Chocolate Caramel Bundt Cake
Lindt LINDOR 70% Cacoa Dark Chocolate Bar, 100g
- 1 cup (250 mL) hot coffee
- ½ cup (125 mL) cocoa powder
- 2 cups (500 mL) packed brown sugar
- 1 cup (250 mL) canola oil
- 2 eggs
- ¼ cup (60 mL) chopped Lindt Excellence 70% Dark Chocolate, melted
- 2 cups (500 mL) all-purpose flour
- 2 tsp (10 mL) baking powder
- 1 tsp (5 mL) baking soda
- ¾ tsp (4 mL) salt
- 1 cup (250 mL) chopped Lindor Dark Caramel Sea Salt Truffles
- Dark Chocolate Ganache:
- ⅔ cup (150 mL) 35% whipping cream
- 1 (100 g) bar of Lindt Excellence 70% Dark Chocolate, chopped
- Frosted blackberries and red currants, optional (See Note)
Heat oven to 350°F (180°C).
Grease and lightly dust with flour a 12-cup (3 L) Bundt pan. Stir coffee with cocoa powder; set aside.
Using electric mixer, beat sugar with oil until smooth. Beat in eggs, one at a time, scraping down sides after each addition. Beat in melted chocolate. Whisk together flour, baking powder, baking soda and salt; mix into egg mixture alternately with coffee mixture in two additions. Stir in chopped chocolate truffles.
Scrape batter into prepared pan; bake for 55 to 60 minutes or until tester inserted in centre comes out clean. Let cool in pan for 10 minutes. Invert onto rack lined with parchment paper; let cool completely.
Dark Chocolate Ganache: Heat cream in saucepan until steaming; pour over chocolate in heatproof bowl. Let stand for 1 minute; whisk until smooth. Let cool for about 10 minutes or until glaze drips off spoon.
Pour glaze over top of cake and let stand for 30 minutes. Garnish with frosted blackberries and red currants if desired (see Note).

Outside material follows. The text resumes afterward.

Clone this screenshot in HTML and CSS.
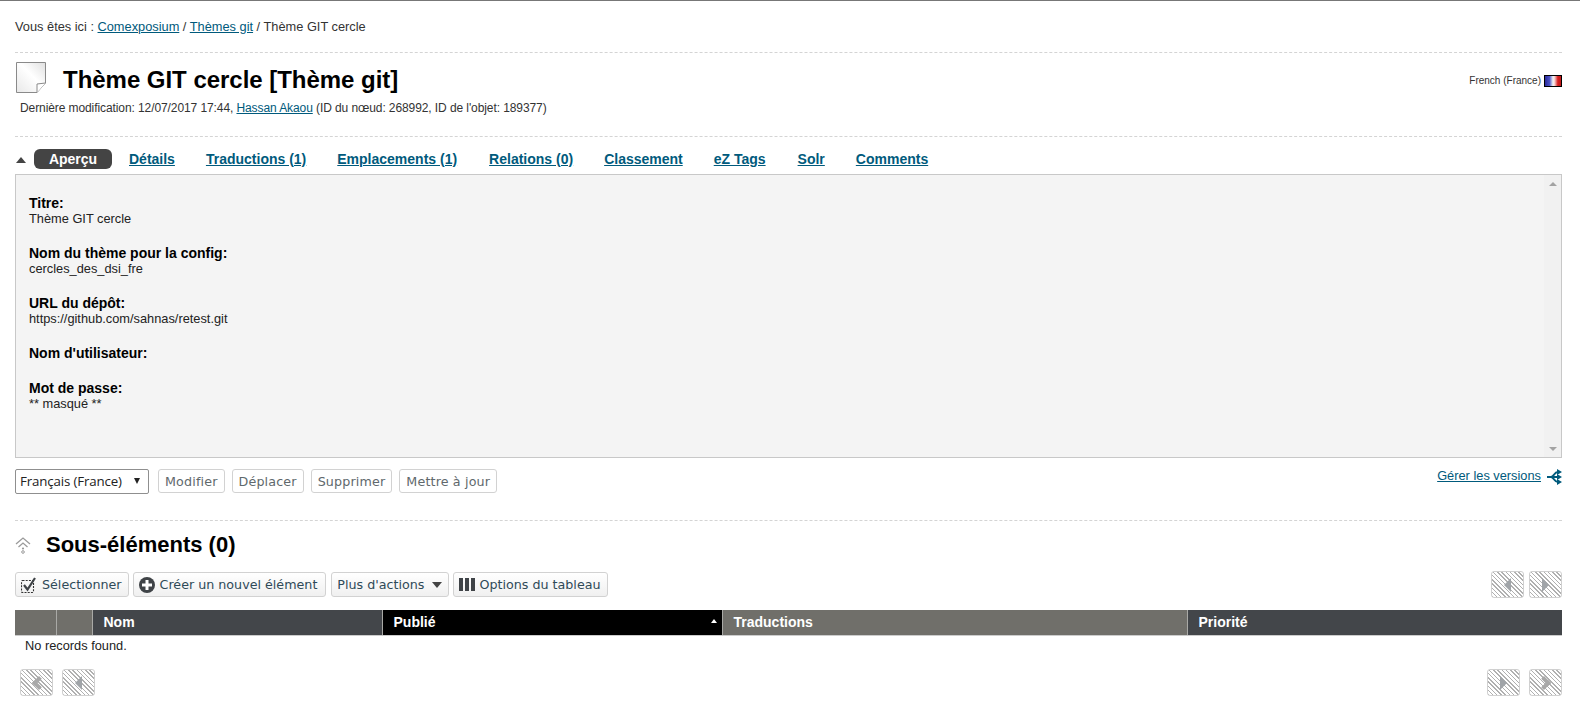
FILE: index.html
```html
<!DOCTYPE html>
<html lang="fr">
<head>
  <meta charset="UTF-8">
  <title>Thème GIT cercle</title>
  <link rel="stylesheet" href="styles.css">
</head>
<body>
  <div class="page">
    <div class="breadcrumb">
      Vous êtes ici : <a href="#">Comexposium</a> / <a href="#">Thèmes git</a> / Thème GIT cercle
    </div>

    <header class="object-header">
      <div class="object-title">
        <svg class="doc-icon" width="30" height="31" viewBox="0 0 30 31">
          <defs>
            <linearGradient id="docfill" x1="1" y1="0" x2="0" y2="1">
              <stop offset="0" stop-color="#e0e0e0"/>
              <stop offset="0.45" stop-color="#ffffff"/>
              <stop offset="1" stop-color="#e8e8e8"/>
            </linearGradient>
          </defs>
          <path d="M.5 .5H29.5V21L21 30.5H.5Z" fill="url(#docfill)" stroke="#8a8a8a"/>
          <path d="M29.5 21L21 22V30.5" fill="#fff" stroke="#8a8a8a"/>
        </svg>
        <h1>Thème GIT cercle [Thème git]</h1>
        <div class="language">French (France) <span class="flag"></span></div>
      </div>
      <p class="object-meta">Dernière modification: 12/07/2017 17:44, <a href="#">Hassan Akaou</a> (ID du nœud: 268992, ID de l'objet: 189377)</p>
    </header>

    <section class="view">
      <nav class="tabs">
        <span class="tabs-caret"></span>
        <a class="tab active" href="#">Aperçu</a>
        <a class="tab tab-first" href="#">Détails</a>
        <a class="tab" href="#">Traductions (1)</a>
        <a class="tab" href="#">Emplacements (1)</a>
        <a class="tab tab-wide" href="#">Relations (0)</a>
        <a class="tab" href="#">Classement</a>
        <a class="tab" href="#">eZ Tags</a>
        <a class="tab tab-wide" href="#">Solr</a>
        <a class="tab" href="#">Comments</a>
      </nav>

      <div class="view-box">
        <div class="attributes">
          <div class="attr"><strong>Titre:</strong><span>Thème GIT cercle</span></div>
          <div class="attr"><strong>Nom du thème pour la config:</strong><span>cercles_des_dsi_fre</span></div>
          <div class="attr"><strong>URL du dépôt:</strong><span>https://github.com/sahnas/retest.git</span></div>
          <div class="attr attr-empty"><strong>Nom d'utilisateur:</strong></div>
          <div class="attr"><strong>Mot de passe:</strong><span>** masqué **</span></div>
        </div>
        <div class="scrollbar">
          <span class="scroll-up"></span>
          <span class="scroll-down"></span>
        </div>
      </div>

      <div class="object-actions">
        <div class="fake-select">Français (France)<span class="select-arrow"></span></div>
        <button class="btn">Modifier</button>
        <button class="btn">Déplacer</button>
        <button class="btn">Supprimer</button>
        <button class="btn">Mettre à jour</button>
        <div class="versions">
          <a href="#">Gérer les versions</a>
          <svg width="15" height="16" viewBox="0 0 15 16">
            <path d="M0 8H12M4 8C7 8 7 3 11 3M4 8C7 8 7 13 11 13" fill="none" stroke="#005a7c" stroke-width="2"/>
            <path d="M10 0L15 3L10 6ZM10 5L15 8L10 11ZM10 10L15 13L10 16Z" fill="#005a7c"/>
          </svg>
        </div>
      </div>
    </section>

    <section class="children">
      <div class="children-title">
        <svg width="16" height="17" viewBox="0 0 16 17">
          <path d="M1 7L8 1L15 7M3.5 10L8 6L12.5 10" fill="none" stroke="#9a9a9a" stroke-width="1.3"/>
          <circle cx="8" cy="11.5" r="1.1" fill="#9a9a9a"/>
          <circle cx="8" cy="15" r="1.3" fill="none" stroke="#9a9a9a"/>
        </svg>
        <h2>Sous-éléments (0)</h2>
      </div>

      <div class="toolbar">
        <button class="btn btn-tool btn-select">
          <svg width="16" height="16" viewBox="0 0 16 16">
            <rect x=".5" y="3.5" width="12" height="12" rx="1" fill="none" stroke="#333" stroke-width="1.1" stroke-dasharray="2 1.2"/>
            <path d="M3 8L6.5 12.5L14 1" fill="none" stroke="#3f4347" stroke-width="2.2"/>
          </svg>
          Sélectionner
        </button>
        <button class="btn btn-tool btn-create">
          <svg width="16" height="16" viewBox="0 0 16 16">
            <circle cx="8" cy="8" r="8" fill="#3f4347"/>
            <path d="M8 3V13M3 8H13" stroke="#fff" stroke-width="3"/>
          </svg>
          Créer un nouvel élément
        </button>
        <button class="btn btn-tool btn-more">Plus d'actions <span class="btn-caret"></span></button>
        <button class="btn btn-tool btn-columns">
          <svg width="16" height="15" viewBox="0 0 16 15">
            <path d="M0 1H4V14H0ZM6 1H10V14H6ZM12 1H16V14H12Z" fill="#3f4347"/>
          </svg>
          Options du tableau
        </button>
        <div class="pager pager-top">
          <span class="page-btn"><i class="tri tri-left"></i></span>
          <span class="page-btn"><i class="tri tri-right"></i></span>
        </div>
      </div>

      <table class="grid">
        <colgroup>
          <col class="col-a"><col class="col-b"><col class="col-name"><col class="col-pub"><col class="col-trans"><col>
        </colgroup>
        <thead>
          <tr>
            <th class="th-muted"></th>
            <th class="th-muted"></th>
            <th>Nom</th>
            <th class="th-sorted">Publié<span class="sort-caret"></span></th>
            <th class="th-muted">Traductions</th>
            <th>Priorité</th>
          </tr>
        </thead>
        <tbody>
          <tr><td colspan="6">No records found.</td></tr>
        </tbody>
      </table>

      <div class="pager-row">
        <div class="pager pager-wide">
          <span class="page-btn"><i class="chev chev-left"></i></span>
          <span class="page-btn"><i class="tri tri-left"></i></span>
        </div>
        <div class="pager pager-wide">
          <span class="page-btn"><i class="tri tri-right"></i></span>
          <span class="page-btn"><i class="chev chev-right"></i></span>
        </div>
      </div>
    </section>
  </div>
</body>
</html>
```

FILE: styles.css
```css
* { margin: 0; padding: 0; box-sizing: border-box; }

html, body { background: #fff; }

body {
  font-family: "Liberation Sans", Arial, sans-serif;
  font-size: 12.8px;
  color: #333;
  border-top: 1px solid #777;
}

a { color: #005a7c; }

.page {
  padding: 0 18px 0 15px;
}

.breadcrumb {
  height: 52px;
  padding-top: 18px;
  line-height: 16px;
  border-bottom: 1px dashed #d4d4d4;
}

.object-header {
  height: 84px;
  padding-top: 9px;
  border-bottom: 1px dashed #d4d4d4;
}

.object-title {
  display: flex;
  align-items: flex-start;
  height: 33px;
  padding-left: 1px;
}

.object-title h1 {
  font-size: 24px;
  letter-spacing: -0.03px;
  color: #000;
  margin-left: 17px;
  line-height: 35px;
}

.language {
  margin-left: auto;
  margin-top: 13px;
  height: 12px;
  line-height: 12px;
  font-size: 10px;
  display: flex;
  align-items: center;
  gap: 3px;
}

.flag {
  display: inline-block;
  width: 18px;
  height: 12px;
  border: 1px solid #000;
  background: linear-gradient(to right, #2a2a9c 0%, #4a52c4 28%, #f4f4f4 50%, #f8d0d0 60%, #d82020 80%, #c01818 100%);
}

.object-meta {
  font-size: 12px;
  line-height: 14px;
  padding: 6px 0 0 5px;
  letter-spacing: -0.09px;
}

.tabs {
  display: flex;
  align-items: center;
  height: 21px;
  margin-top: 11px;
}

.tabs-caret {
  width: 0;
  height: 0;
  border-left: 5px solid transparent;
  border-right: 5px solid transparent;
  border-bottom: 6px solid #444;
  margin: 2px 8px 0 1px;
}

.tab {
  font-size: 14px;
  font-weight: bold;
  line-height: 20px;
  margin-left: 31px;
}

.tab.active {
  background: #444;
  color: #fff;
  text-decoration: none;
  width: 78px;
  text-align: center;
  border-radius: 6px;
  margin-left: 0;
}

.tab.tab-first { margin-left: 17px; }
.tab.tab-wide { margin-left: 32px; }

.view-box {
  display: flex;
  height: 284px;
  margin-top: 5px;
  background: #f4f4f4;
  border: 1px solid #c8c8c8;
}

.attributes {
  flex: 1;
  padding: 20px 13px 0;
}

.attr {
  height: 50px;
  line-height: 15px;
}

.attr-empty { height: 35px; }

.attr strong {
  display: block;
  font-size: 14px;
  color: #000;
  line-height: 16px;
}

.attr span {
  display: block;
  color: #222;
}

.scrollbar {
  width: 17px;
  background: #f1f1f1;
  display: flex;
  flex-direction: column;
  justify-content: space-between;
  align-items: center;
  padding: 7px 0 6px;
}

.scroll-up,
.scroll-down {
  width: 0;
  height: 0;
  border-left: 4px solid transparent;
  border-right: 4px solid transparent;
}

.scroll-up { border-bottom: 4px solid #a3a3a3; }
.scroll-down { border-top: 4px solid #a3a3a3; }

.object-actions {
  display: flex;
  align-items: flex-start;
  gap: 7px;
  margin-top: 11px;
  height: 52px;
  border-bottom: 1px dashed #d4d4d4;
}

.object-actions .btn { letter-spacing: 0.15px; }

.fake-select {
  position: relative;
  width: 134px;
  height: 25px;
  margin-right: 2px;
  line-height: 23px;
  padding-left: 4px;
  border: 1px solid #8f8f8f;
  border-radius: 2px;
  font-size: 13.3px;
  font-family: "Open Sans", "Liberation Sans", sans-serif;
  letter-spacing: -0.15px;
  color: #222;
}

.select-arrow {
  position: absolute;
  right: 8px;
  top: 8px;
  width: 0;
  height: 0;
  border-left: 3.5px solid transparent;
  border-right: 3.5px solid transparent;
  border-top: 6px solid #222;
}

.btn {
  height: 24px;
  padding: 0 6px;
  background: #fff;
  border: 1px solid #d2d2d2;
  border-radius: 3px;
  font-family: "DejaVu Sans", Verdana, sans-serif;
  font-size: 12.7px;
  color: #60686c;
  white-space: nowrap;
}

.versions {
  margin-left: auto;
  display: flex;
  align-items: flex-start;
  gap: 6px;
}

.versions a { line-height: 14px; }

.children-title {
  display: flex;
  align-items: center;
  height: 32px;
  margin-top: 8px;
}

.children-title h2 {
  font-size: 22px;
  color: #000;
  margin-left: 15px;
  line-height: 32px;
}

.toolbar {
  display: flex;
  align-items: center;
  gap: 4px;
  margin-top: 10px;
}

.btn-tool {
  display: flex;
  align-items: center;
  gap: 5px;
  height: 25px;
  padding: 0 7px 0 5px;
  color: #2f4a58;
  background: linear-gradient(#fff, #f0f0f0);
}

.btn-select { padding-right: 6px; }
.btn-create { padding-right: 8px; }
.btn-more { margin-left: 1px; padding-right: 6px; }
.btn-columns { padding-right: 6px; gap: 4px; }

.btn-caret {
  width: 0;
  height: 0;
  margin-left: 3px;
  border-left: 5px solid transparent;
  border-right: 5px solid transparent;
  border-top: 6px solid #444;
}

.pager {
  display: flex;
  gap: 5px;
}

.pager-top { margin-left: auto; }
.pager-wide { gap: 9px; }

.page-btn {
  display: flex;
  align-items: center;
  justify-content: center;
  width: 33px;
  height: 27px;
  border: 1px solid #d0d0d0;
  border-radius: 3px;
  background: repeating-linear-gradient(45deg, #b0b0b0 0, #b0b0b0 1px, #fff 1px, #fff 3px);
}

.tri {
  width: 0;
  height: 0;
  border-top: 7px solid transparent;
  border-bottom: 7px solid transparent;
}

.tri-left { border-right: 7px solid #a0a4a8; }
.tri-right { border-left: 7px solid #a0a4a8; }

.chev {
  width: 10px;
  height: 10px;
  border-left: 4px solid #a8a8a8;
  border-bottom: 4px solid #a8a8a8;
}

.chev-left { transform: rotate(45deg); margin-left: 4px; }
.chev-right { transform: rotate(225deg); margin-right: 4px; }

.grid {
  width: 100%;
  margin-top: 12px;
  table-layout: fixed;
  border-collapse: collapse;
}

.col-a { width: 41px; }
.col-b { width: 36px; }
.col-name { width: 290px; }
.col-pub { width: 340px; }
.col-trans { width: 465px; }

.grid th {
  position: relative;
  height: 25px;
  padding: 0 11px;
  text-align: left;
  font-size: 14px;
  color: #fff;
  background: #43464a;
  border-left: 1px solid #a9a9a6;
  border-bottom: 1px solid #ccc;
}

.grid th:first-child { border-left: 0; }
.grid th.th-muted { background: #706f6a; }
.grid th.th-sorted { background: #000; }

.sort-caret {
  position: absolute;
  right: 5px;
  top: 9px;
  width: 0;
  height: 0;
  border-left: 3.5px solid transparent;
  border-right: 3.5px solid transparent;
  border-bottom: 4px solid #fff;
}

.grid td {
  height: 21px;
  padding-left: 10px;
  color: #222;
}

.pager-row {
  display: flex;
  justify-content: space-between;
  margin-top: 13px;
  padding-left: 5px;
}
```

Note: In bowl, whisk 1 egg white until frothy. Add 1 cup berries or desired fruit (blackberries, red currants, strawberries or grapes). Toss to coat. Using fork, remove berries and transfer to shallow bowl containing 1 cup (250 mL) granulated sugar. Roll berries in sugar to coat. Transfer to rack. Let stand for 1 hour to overnight or until completely dry.